**Task prompt:** Which lines contain the word "index"? Return each of them as written.

═════ Data extract

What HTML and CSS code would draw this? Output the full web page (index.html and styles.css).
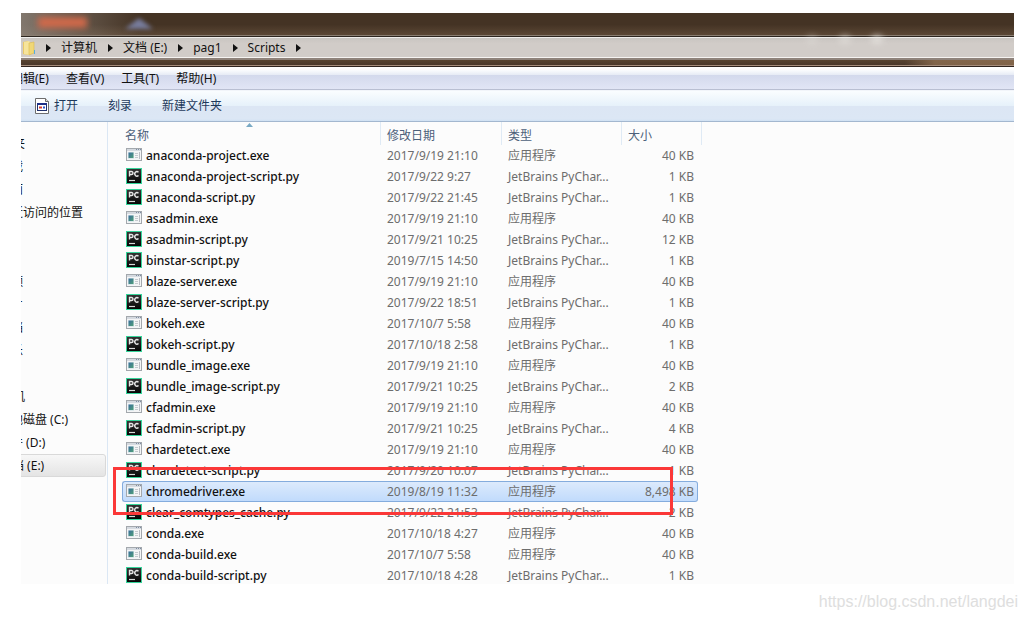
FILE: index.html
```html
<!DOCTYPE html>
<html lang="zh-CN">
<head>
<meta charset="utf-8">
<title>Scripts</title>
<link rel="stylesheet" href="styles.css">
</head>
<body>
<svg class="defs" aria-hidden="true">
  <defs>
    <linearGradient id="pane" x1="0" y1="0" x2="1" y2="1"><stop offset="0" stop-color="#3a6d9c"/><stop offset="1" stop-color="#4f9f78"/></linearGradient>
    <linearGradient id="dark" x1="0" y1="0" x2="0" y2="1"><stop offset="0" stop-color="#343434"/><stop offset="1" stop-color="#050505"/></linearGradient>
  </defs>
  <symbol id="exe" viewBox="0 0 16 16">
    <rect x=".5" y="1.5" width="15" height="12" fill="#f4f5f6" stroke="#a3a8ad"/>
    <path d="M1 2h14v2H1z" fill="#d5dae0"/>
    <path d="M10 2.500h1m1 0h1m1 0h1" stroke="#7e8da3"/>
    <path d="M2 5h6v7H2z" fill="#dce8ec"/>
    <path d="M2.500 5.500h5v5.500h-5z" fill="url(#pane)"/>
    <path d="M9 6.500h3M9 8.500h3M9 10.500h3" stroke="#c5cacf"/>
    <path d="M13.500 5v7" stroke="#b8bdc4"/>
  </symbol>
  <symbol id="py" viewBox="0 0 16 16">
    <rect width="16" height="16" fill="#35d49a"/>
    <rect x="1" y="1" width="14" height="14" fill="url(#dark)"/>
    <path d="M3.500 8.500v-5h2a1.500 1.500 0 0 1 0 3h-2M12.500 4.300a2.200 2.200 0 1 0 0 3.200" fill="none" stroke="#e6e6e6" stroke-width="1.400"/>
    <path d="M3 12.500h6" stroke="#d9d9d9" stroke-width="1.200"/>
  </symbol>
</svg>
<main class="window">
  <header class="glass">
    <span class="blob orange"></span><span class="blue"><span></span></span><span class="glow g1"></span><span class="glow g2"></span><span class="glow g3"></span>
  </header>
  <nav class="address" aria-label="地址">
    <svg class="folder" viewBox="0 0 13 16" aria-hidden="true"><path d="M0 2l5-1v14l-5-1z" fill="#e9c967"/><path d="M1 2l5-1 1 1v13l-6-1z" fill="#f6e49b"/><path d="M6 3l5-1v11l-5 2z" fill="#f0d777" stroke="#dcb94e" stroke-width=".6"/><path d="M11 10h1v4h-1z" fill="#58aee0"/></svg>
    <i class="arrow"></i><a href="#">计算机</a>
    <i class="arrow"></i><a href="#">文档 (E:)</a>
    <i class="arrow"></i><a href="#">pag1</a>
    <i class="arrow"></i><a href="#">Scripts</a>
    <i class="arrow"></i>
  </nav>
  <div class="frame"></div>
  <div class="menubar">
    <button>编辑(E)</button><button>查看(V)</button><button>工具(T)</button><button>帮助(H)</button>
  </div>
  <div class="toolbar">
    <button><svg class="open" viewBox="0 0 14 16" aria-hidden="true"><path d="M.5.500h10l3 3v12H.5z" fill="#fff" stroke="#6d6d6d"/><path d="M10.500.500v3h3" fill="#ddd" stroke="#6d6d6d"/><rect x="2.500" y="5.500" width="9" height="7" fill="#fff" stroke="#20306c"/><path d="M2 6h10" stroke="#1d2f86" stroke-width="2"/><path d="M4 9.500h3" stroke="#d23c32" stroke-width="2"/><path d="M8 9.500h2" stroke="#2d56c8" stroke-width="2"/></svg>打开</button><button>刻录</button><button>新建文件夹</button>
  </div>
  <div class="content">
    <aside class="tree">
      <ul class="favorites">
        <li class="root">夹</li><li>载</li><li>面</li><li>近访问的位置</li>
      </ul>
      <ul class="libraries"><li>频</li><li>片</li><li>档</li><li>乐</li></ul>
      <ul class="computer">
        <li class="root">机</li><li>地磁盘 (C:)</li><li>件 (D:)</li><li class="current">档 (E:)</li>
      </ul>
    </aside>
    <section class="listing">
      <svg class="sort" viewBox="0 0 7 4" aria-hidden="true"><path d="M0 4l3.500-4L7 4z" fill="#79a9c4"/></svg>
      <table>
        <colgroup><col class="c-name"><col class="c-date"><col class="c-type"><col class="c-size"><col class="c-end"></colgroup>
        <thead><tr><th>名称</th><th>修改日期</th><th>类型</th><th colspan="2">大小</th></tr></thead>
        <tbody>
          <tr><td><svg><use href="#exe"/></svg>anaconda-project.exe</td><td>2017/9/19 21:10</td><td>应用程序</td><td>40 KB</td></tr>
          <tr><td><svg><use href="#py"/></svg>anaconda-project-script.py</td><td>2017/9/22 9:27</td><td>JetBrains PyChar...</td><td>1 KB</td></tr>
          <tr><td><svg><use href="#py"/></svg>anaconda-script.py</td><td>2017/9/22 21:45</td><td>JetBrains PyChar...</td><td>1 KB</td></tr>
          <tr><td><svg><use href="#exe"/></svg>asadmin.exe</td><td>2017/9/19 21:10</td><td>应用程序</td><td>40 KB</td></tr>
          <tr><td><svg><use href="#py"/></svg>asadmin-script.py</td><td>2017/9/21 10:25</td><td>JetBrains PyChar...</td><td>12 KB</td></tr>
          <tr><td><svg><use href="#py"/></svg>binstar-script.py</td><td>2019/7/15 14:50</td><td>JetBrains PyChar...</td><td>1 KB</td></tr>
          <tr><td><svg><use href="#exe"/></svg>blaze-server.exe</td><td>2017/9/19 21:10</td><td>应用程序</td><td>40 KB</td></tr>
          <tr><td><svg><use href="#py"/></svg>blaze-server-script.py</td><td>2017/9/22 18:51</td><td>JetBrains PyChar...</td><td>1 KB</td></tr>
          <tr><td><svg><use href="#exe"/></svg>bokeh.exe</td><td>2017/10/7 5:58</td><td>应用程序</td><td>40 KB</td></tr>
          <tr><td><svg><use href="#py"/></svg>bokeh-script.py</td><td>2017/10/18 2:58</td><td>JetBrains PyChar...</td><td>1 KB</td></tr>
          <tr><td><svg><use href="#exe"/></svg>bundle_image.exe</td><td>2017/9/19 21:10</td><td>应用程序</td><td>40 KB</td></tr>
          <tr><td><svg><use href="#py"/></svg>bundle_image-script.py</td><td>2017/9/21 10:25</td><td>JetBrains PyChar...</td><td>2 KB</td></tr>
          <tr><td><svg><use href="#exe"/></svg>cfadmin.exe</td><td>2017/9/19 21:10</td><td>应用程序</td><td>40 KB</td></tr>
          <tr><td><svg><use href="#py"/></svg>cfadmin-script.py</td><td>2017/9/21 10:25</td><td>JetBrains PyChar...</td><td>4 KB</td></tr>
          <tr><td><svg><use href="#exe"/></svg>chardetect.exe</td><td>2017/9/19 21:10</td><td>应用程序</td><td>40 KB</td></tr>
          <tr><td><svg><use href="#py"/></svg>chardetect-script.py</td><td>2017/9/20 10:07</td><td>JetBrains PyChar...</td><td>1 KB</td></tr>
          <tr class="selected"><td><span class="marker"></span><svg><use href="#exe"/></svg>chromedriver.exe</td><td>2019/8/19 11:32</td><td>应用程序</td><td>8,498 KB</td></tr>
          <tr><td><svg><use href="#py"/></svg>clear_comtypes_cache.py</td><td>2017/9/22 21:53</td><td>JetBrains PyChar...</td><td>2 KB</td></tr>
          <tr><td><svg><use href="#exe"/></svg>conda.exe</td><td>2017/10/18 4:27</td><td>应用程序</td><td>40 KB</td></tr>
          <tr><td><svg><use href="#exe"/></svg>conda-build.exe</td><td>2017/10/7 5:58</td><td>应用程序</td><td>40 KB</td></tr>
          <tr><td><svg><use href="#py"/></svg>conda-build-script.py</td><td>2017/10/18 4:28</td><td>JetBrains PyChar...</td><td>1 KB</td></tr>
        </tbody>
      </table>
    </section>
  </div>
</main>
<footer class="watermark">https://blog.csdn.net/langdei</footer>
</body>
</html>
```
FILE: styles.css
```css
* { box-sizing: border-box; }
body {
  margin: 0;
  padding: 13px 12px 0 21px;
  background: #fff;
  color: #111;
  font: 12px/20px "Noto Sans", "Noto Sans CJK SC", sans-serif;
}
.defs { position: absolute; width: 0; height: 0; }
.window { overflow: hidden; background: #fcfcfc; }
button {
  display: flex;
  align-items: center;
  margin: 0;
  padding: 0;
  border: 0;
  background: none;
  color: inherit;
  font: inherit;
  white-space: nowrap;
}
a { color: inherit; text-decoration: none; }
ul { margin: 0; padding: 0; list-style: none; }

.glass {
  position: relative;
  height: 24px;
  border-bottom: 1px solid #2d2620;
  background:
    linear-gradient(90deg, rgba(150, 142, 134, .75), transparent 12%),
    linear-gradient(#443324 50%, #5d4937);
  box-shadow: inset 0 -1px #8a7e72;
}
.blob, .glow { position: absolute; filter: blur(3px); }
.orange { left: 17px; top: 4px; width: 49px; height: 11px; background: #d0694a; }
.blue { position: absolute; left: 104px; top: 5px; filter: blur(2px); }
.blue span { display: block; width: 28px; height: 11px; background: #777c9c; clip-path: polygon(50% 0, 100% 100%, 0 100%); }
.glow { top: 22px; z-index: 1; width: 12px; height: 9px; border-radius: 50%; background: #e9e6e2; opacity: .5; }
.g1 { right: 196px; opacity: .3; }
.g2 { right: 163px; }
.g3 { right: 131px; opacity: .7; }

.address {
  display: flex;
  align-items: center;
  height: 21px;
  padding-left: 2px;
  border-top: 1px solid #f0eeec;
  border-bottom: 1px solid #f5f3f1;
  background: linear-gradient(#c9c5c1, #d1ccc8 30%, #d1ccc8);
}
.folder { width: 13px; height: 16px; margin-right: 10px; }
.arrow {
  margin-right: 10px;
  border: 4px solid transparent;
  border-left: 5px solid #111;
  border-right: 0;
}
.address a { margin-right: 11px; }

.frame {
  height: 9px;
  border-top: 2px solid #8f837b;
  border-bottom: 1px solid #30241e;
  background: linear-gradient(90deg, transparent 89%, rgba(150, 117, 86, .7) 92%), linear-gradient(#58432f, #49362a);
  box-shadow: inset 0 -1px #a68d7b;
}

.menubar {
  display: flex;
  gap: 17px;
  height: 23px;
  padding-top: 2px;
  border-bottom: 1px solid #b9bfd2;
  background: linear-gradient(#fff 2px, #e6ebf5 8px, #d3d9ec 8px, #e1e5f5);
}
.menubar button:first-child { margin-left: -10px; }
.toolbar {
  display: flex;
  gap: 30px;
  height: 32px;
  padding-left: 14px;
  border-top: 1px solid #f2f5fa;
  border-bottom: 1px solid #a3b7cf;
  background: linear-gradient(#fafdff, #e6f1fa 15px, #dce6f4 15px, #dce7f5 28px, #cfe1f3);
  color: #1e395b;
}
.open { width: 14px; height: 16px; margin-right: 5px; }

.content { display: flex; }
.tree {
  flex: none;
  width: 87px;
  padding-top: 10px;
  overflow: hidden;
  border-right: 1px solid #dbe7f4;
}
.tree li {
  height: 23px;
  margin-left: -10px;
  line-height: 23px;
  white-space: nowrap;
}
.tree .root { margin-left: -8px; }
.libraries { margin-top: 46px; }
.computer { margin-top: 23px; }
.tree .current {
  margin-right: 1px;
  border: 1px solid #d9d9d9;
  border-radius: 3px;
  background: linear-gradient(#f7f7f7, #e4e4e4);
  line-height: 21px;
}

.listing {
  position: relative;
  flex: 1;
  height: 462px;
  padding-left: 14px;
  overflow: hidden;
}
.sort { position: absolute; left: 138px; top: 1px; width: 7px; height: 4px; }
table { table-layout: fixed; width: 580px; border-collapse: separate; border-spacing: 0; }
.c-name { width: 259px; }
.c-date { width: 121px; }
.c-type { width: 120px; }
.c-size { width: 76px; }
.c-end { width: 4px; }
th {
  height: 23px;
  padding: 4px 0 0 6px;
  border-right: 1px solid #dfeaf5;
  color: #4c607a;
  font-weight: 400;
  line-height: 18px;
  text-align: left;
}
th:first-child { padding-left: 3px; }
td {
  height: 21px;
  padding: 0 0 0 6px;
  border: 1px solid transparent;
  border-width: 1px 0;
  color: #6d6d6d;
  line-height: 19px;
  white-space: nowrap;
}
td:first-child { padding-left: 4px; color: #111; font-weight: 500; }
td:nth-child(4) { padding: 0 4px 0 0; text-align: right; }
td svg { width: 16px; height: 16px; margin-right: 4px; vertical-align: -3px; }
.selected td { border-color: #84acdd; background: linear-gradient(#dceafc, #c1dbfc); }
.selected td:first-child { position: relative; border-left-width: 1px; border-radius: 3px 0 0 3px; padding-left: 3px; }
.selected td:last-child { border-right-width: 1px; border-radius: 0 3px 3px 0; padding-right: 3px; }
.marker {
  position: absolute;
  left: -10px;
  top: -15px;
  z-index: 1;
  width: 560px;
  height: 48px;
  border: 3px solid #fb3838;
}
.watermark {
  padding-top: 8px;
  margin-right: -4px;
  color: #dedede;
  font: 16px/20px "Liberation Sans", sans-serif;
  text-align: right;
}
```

══════════

**Expected answer:**
What HTML and CSS code would draw this? Output the full web page (index.html and styles.css).
FILE: index.html
.glow { top: 22px; z-index: 1; width: 12px; height: 9px; border-radius: 50%; background: #e9e6e2; opacity: .5; }
  z-index: 1;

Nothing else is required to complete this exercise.